▶ **WHAT NEEDS TO BE DONE**
Write out the listing below without alteration, omitting its pictures.

▶ **DATA EXTRACT**

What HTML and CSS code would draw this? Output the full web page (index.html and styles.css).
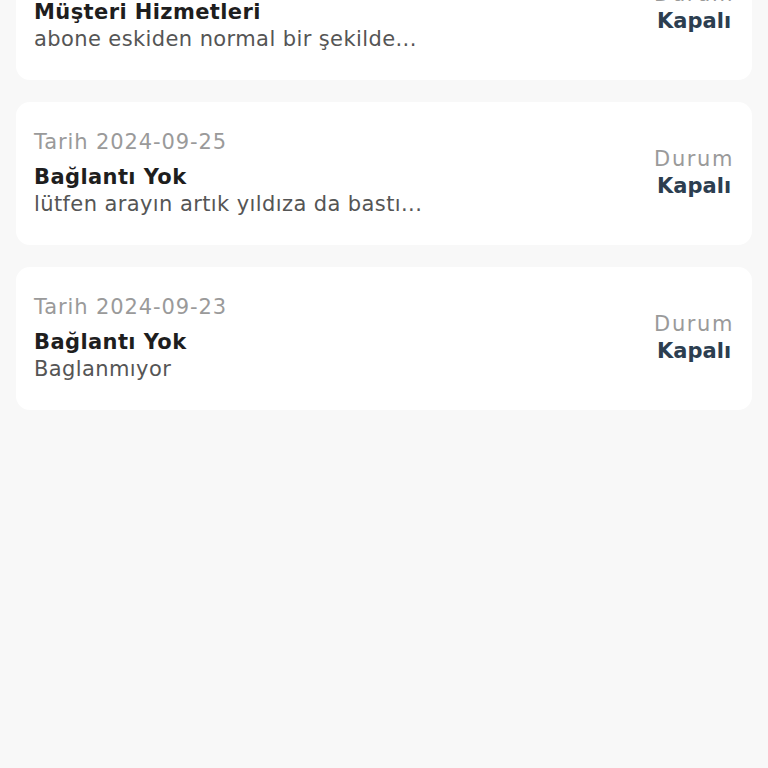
FILE: index.html
```html
<!DOCTYPE html>
<html lang="tr">
<head>
  <meta charset="UTF-8">
  <meta name="viewport" content="width=device-width, initial-scale=1.0">
  <title>Destek Talepleri</title>
  <link rel="stylesheet" href="styles.css">
</head>
<body>
<div class="ticket-list">

  <!-- Talep kartı -->
  <div class="ticket">
    <div class="ticket-info">
      <div class="ticket-date">Tarih 2024-09-27</div>
      <div class="ticket-title">Müşteri Hizmetleri</div>
      <div class="ticket-desc">abone eskiden normal bir şekilde...</div>
    </div>
    <div class="ticket-status">
      <div class="status-label">Durum</div>
      <div class="status-value">Kapalı</div>
    </div>
  </div>

  <div class="ticket">
    <div class="ticket-info">
      <div class="ticket-date">Tarih 2024-09-25</div>
      <div class="ticket-title">Bağlantı Yok</div>
      <div class="ticket-desc">lütfen arayın artık yıldıza da bastı...</div>
    </div>
    <div class="ticket-status">
      <div class="status-label">Durum</div>
      <div class="status-value">Kapalı</div>
    </div>
  </div>

  <div class="ticket">
    <div class="ticket-info">
      <div class="ticket-date">Tarih 2024-09-23</div>
      <div class="ticket-title">Bağlantı Yok</div>
      <div class="ticket-desc">Baglanmıyor</div>
    </div>
    <div class="ticket-status">
      <div class="status-label">Durum</div>
      <div class="status-value">Kapalı</div>
    </div>
  </div>

</div>
</body>
</html>
```

FILE: styles.css
```css
body {
  margin: 0;
  font-family: "DejaVu Sans", sans-serif;
  background-color: #f8f8f8;
}

/* liste sayfası yukarı kaydırılmış halde */
.ticket-list {
  display: flex;
  flex-direction: column;
  gap: 22px;
  padding: 0 16px;
  margin-top: -63px;
}

.ticket {
  display: flex;
  align-items: center;
  justify-content: space-between;
  background-color: #fff;
  border-radius: 14px;
  padding: 26px 18px 27px 18px;
}

.ticket-date {
  font-size: 21px;
  line-height: 28px;
  letter-spacing: 0.9px;
  color: #9a9a9a;
}

.ticket-title {
  margin-top: 8px;
  font-size: 21px;
  line-height: 26px;
  letter-spacing: 0.4px;
  font-weight: 700;
  color: #1e1e1e;
}

.ticket-desc {
  font-size: 21px;
  line-height: 28px;
  letter-spacing: 0.4px;
  color: #555;
}

.ticket-status {
  text-align: center;
  font-size: 21px;
  line-height: 27px;
}

.status-label {
  color: #9a9a9a;
  letter-spacing: 1.6px;
}

.status-value {
  font-weight: 700;
  color: #2c3e50;
}
```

▶ **COMPLETED EXERCISE**
What HTML and CSS code would draw this? Output the full web page (index.html and styles.css).
FILE: index.html
```html
<!DOCTYPE html>
<html lang="tr">
<head>
  <meta charset="UTF-8">
  <meta name="viewport" content="width=device-width, initial-scale=1.0">
  <title>Destek Talepleri</title>
  <link rel="stylesheet" href="styles.css">
</head>
<body>
<div class="ticket-list">

  <!-- Talep kartı -->
  <div class="ticket">
    <div class="ticket-info">
      <div class="ticket-date">Tarih 2024-09-27</div>
      <div class="ticket-title">Müşteri Hizmetleri</div>
      <div class="ticket-desc">abone eskiden normal bir şekilde...</div>
    </div>
    <div class="ticket-status">
      <div class="status-label">Durum</div>
      <div class="status-value">Kapalı</div>
    </div>
  </div>

  <div class="ticket">
    <div class="ticket-info">
      <div class="ticket-date">Tarih 2024-09-25</div>
      <div class="ticket-title">Bağlantı Yok</div>
      <div class="ticket-desc">lütfen arayın artık yıldıza da bastı...</div>
    </div>
    <div class="ticket-status">
      <div class="status-label">Durum</div>
      <div class="status-value">Kapalı</div>
    </div>
  </div>

  <div class="ticket">
    <div class="ticket-info">
      <div class="ticket-date">Tarih 2024-09-23</div>
      <div class="ticket-title">Bağlantı Yok</div>
      <div class="ticket-desc">Baglanmıyor</div>
    </div>
    <div class="ticket-status">
      <div class="status-label">Durum</div>
      <div class="status-value">Kapalı</div>
    </div>
  </div>

</div>
</body>
</html>
```

FILE: styles.css
```css
body {
  margin: 0;
  font-family: "DejaVu Sans", sans-serif;
  background-color: #f8f8f8;
}

/* liste sayfası yukarı kaydırılmış halde */
.ticket-list {
  display: flex;
  flex-direction: column;
  gap: 22px;
  padding: 0 16px;
  margin-top: -63px;
}

.ticket {
  display: flex;
  align-items: center;
  justify-content: space-between;
  background-color: #fff;
  border-radius: 14px;
  padding: 26px 18px 27px 18px;
}

.ticket-date {
  font-size: 21px;
  line-height: 28px;
  letter-spacing: 0.9px;
  color: #9a9a9a;
}

.ticket-title {
  margin-top: 8px;
  font-size: 21px;
  line-height: 26px;
  letter-spacing: 0.4px;
  font-weight: 700;
  color: #1e1e1e;
}

.ticket-desc {
  font-size: 21px;
  line-height: 28px;
  letter-spacing: 0.4px;
  color: #555;
}

.ticket-status {
  text-align: center;
  font-size: 21px;
  line-height: 27px;
}

.status-label {
  color: #9a9a9a;
  letter-spacing: 1.6px;
}

.status-value {
  font-weight: 700;
  color: #2c3e50;
}
```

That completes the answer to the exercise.